**Aim:** Produce an exact copy of all the data below, dropping every image.

**Recorded data:**

────────────────────────────────────────

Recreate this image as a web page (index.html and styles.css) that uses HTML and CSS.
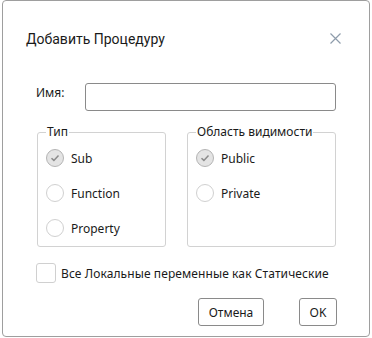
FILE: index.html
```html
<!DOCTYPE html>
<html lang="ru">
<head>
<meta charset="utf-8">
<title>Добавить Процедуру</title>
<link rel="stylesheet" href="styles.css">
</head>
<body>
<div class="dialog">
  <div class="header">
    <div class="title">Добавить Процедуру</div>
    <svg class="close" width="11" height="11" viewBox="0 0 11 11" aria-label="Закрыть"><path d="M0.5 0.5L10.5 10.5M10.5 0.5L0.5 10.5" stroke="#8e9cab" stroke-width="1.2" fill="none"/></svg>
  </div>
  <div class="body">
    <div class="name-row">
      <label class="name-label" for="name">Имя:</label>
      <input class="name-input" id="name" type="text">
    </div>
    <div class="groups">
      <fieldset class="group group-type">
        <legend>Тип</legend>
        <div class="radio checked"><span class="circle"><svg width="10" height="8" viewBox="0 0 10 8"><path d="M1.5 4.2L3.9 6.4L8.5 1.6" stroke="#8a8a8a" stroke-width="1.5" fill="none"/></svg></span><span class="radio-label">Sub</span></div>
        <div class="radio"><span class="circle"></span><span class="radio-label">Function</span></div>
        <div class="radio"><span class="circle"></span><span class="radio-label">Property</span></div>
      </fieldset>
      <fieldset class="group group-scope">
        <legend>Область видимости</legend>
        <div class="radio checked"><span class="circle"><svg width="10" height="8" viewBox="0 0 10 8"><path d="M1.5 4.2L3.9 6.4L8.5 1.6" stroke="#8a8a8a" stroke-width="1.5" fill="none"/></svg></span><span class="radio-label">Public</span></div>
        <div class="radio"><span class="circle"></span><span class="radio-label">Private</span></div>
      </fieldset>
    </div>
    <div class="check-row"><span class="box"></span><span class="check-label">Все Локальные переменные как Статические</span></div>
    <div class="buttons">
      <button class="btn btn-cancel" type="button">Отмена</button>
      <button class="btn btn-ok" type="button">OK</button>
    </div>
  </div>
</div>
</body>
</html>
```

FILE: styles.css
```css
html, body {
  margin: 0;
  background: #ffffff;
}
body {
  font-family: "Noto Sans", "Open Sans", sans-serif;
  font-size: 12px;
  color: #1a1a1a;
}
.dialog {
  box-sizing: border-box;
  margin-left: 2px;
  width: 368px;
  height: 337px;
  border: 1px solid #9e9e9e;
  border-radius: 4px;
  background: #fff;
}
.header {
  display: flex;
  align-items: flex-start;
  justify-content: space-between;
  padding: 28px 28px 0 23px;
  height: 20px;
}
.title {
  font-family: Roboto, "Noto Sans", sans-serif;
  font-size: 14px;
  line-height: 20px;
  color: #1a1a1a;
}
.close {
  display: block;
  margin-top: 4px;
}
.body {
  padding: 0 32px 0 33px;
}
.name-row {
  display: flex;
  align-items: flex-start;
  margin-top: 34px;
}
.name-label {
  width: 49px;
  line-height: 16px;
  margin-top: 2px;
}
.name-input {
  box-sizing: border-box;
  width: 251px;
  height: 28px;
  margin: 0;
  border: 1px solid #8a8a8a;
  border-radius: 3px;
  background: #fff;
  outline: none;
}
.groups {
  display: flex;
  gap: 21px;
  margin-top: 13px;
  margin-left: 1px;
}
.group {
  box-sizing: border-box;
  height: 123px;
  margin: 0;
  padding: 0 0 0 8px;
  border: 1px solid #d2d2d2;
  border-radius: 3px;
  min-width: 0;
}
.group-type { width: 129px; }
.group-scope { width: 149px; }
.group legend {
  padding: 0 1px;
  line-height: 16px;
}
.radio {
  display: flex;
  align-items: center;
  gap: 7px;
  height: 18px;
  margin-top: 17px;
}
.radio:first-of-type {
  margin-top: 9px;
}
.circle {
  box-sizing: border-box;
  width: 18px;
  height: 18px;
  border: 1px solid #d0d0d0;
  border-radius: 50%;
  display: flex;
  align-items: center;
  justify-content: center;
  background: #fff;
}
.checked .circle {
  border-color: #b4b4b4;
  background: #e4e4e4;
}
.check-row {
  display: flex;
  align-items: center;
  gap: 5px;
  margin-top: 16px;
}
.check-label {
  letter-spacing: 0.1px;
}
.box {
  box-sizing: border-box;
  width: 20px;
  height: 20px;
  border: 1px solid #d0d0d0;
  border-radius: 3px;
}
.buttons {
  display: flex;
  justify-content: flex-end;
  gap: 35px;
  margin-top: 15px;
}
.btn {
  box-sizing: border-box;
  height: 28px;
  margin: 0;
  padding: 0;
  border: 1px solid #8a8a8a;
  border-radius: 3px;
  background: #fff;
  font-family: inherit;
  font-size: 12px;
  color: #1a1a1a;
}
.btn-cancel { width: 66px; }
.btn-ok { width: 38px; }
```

────────────────────────────────────────

**Solution to the exercise:**
Recreate this image as a web page (index.html and styles.css) that uses HTML and CSS.
FILE: index.html
```html
<!DOCTYPE html>
<html lang="ru">
<head>
<meta charset="utf-8">
<title>Добавить Процедуру</title>
<link rel="stylesheet" href="styles.css">
</head>
<body>
<div class="dialog">
  <div class="header">
    <div class="title">Добавить Процедуру</div>
    <svg class="close" width="11" height="11" viewBox="0 0 11 11" aria-label="Закрыть"><path d="M0.5 0.5L10.5 10.5M10.5 0.5L0.5 10.5" stroke="#8e9cab" stroke-width="1.2" fill="none"/></svg>
  </div>
  <div class="body">
    <div class="name-row">
      <label class="name-label" for="name">Имя:</label>
      <input class="name-input" id="name" type="text">
    </div>
    <div class="groups">
      <fieldset class="group group-type">
        <legend>Тип</legend>
        <div class="radio checked"><span class="circle"><svg width="10" height="8" viewBox="0 0 10 8"><path d="M1.5 4.2L3.9 6.4L8.5 1.6" stroke="#8a8a8a" stroke-width="1.5" fill="none"/></svg></span><span class="radio-label">Sub</span></div>
        <div class="radio"><span class="circle"></span><span class="radio-label">Function</span></div>
        <div class="radio"><span class="circle"></span><span class="radio-label">Property</span></div>
      </fieldset>
      <fieldset class="group group-scope">
        <legend>Область видимости</legend>
        <div class="radio checked"><span class="circle"><svg width="10" height="8" viewBox="0 0 10 8"><path d="M1.5 4.2L3.9 6.4L8.5 1.6" stroke="#8a8a8a" stroke-width="1.5" fill="none"/></svg></span><span class="radio-label">Public</span></div>
        <div class="radio"><span class="circle"></span><span class="radio-label">Private</span></div>
      </fieldset>
    </div>
    <div class="check-row"><span class="box"></span><span class="check-label">Все Локальные переменные как Статические</span></div>
    <div class="buttons">
      <button class="btn btn-cancel" type="button">Отмена</button>
      <button class="btn btn-ok" type="button">OK</button>
    </div>
  </div>
</div>
</body>
</html>
```

FILE: styles.css
```css
html, body {
  margin: 0;
  background: #ffffff;
}
body {
  font-family: "Noto Sans", "Open Sans", sans-serif;
  font-size: 12px;
  color: #1a1a1a;
}
.dialog {
  box-sizing: border-box;
  margin-left: 2px;
  width: 368px;
  height: 337px;
  border: 1px solid #9e9e9e;
  border-radius: 4px;
  background: #fff;
}
.header {
  display: flex;
  align-items: flex-start;
  justify-content: space-between;
  padding: 28px 28px 0 23px;
  height: 20px;
}
.title {
  font-family: Roboto, "Noto Sans", sans-serif;
  font-size: 14px;
  line-height: 20px;
  color: #1a1a1a;
}
.close {
  display: block;
  margin-top: 4px;
}
.body {
  padding: 0 32px 0 33px;
}
.name-row {
  display: flex;
  align-items: flex-start;
  margin-top: 34px;
}
.name-label {
  width: 49px;
  line-height: 16px;
  margin-top: 2px;
}
.name-input {
  box-sizing: border-box;
  width: 251px;
  height: 28px;
  margin: 0;
  border: 1px solid #8a8a8a;
  border-radius: 3px;
  background: #fff;
  outline: none;
}
.groups {
  display: flex;
  gap: 21px;
  margin-top: 13px;
  margin-left: 1px;
}
.group {
  box-sizing: border-box;
  height: 123px;
  margin: 0;
  padding: 0 0 0 8px;
  border: 1px solid #d2d2d2;
  border-radius: 3px;
  min-width: 0;
}
.group-type { width: 129px; }
.group-scope { width: 149px; }
.group legend {
  padding: 0 1px;
  line-height: 16px;
}
.radio {
  display: flex;
  align-items: center;
  gap: 7px;
  height: 18px;
  margin-top: 17px;
}
.radio:first-of-type {
  margin-top: 9px;
}
.circle {
  box-sizing: border-box;
  width: 18px;
  height: 18px;
  border: 1px solid #d0d0d0;
  border-radius: 50%;
  display: flex;
  align-items: center;
  justify-content: center;
  background: #fff;
}
.checked .circle {
  border-color: #b4b4b4;
  background: #e4e4e4;
}
.check-row {
  display: flex;
  align-items: center;
  gap: 5px;
  margin-top: 16px;
}
.check-label {
  letter-spacing: 0.1px;
}
.box {
  box-sizing: border-box;
  width: 20px;
  height: 20px;
  border: 1px solid #d0d0d0;
  border-radius: 3px;
}
.buttons {
  display: flex;
  justify-content: flex-end;
  gap: 35px;
  margin-top: 15px;
}
.btn {
  box-sizing: border-box;
  height: 28px;
  margin: 0;
  padding: 0;
  border: 1px solid #8a8a8a;
  border-radius: 3px;
  background: #fff;
  font-family: inherit;
  font-size: 12px;
  color: #1a1a1a;
}
.btn-cancel { width: 66px; }
.btn-ok { width: 38px; }
```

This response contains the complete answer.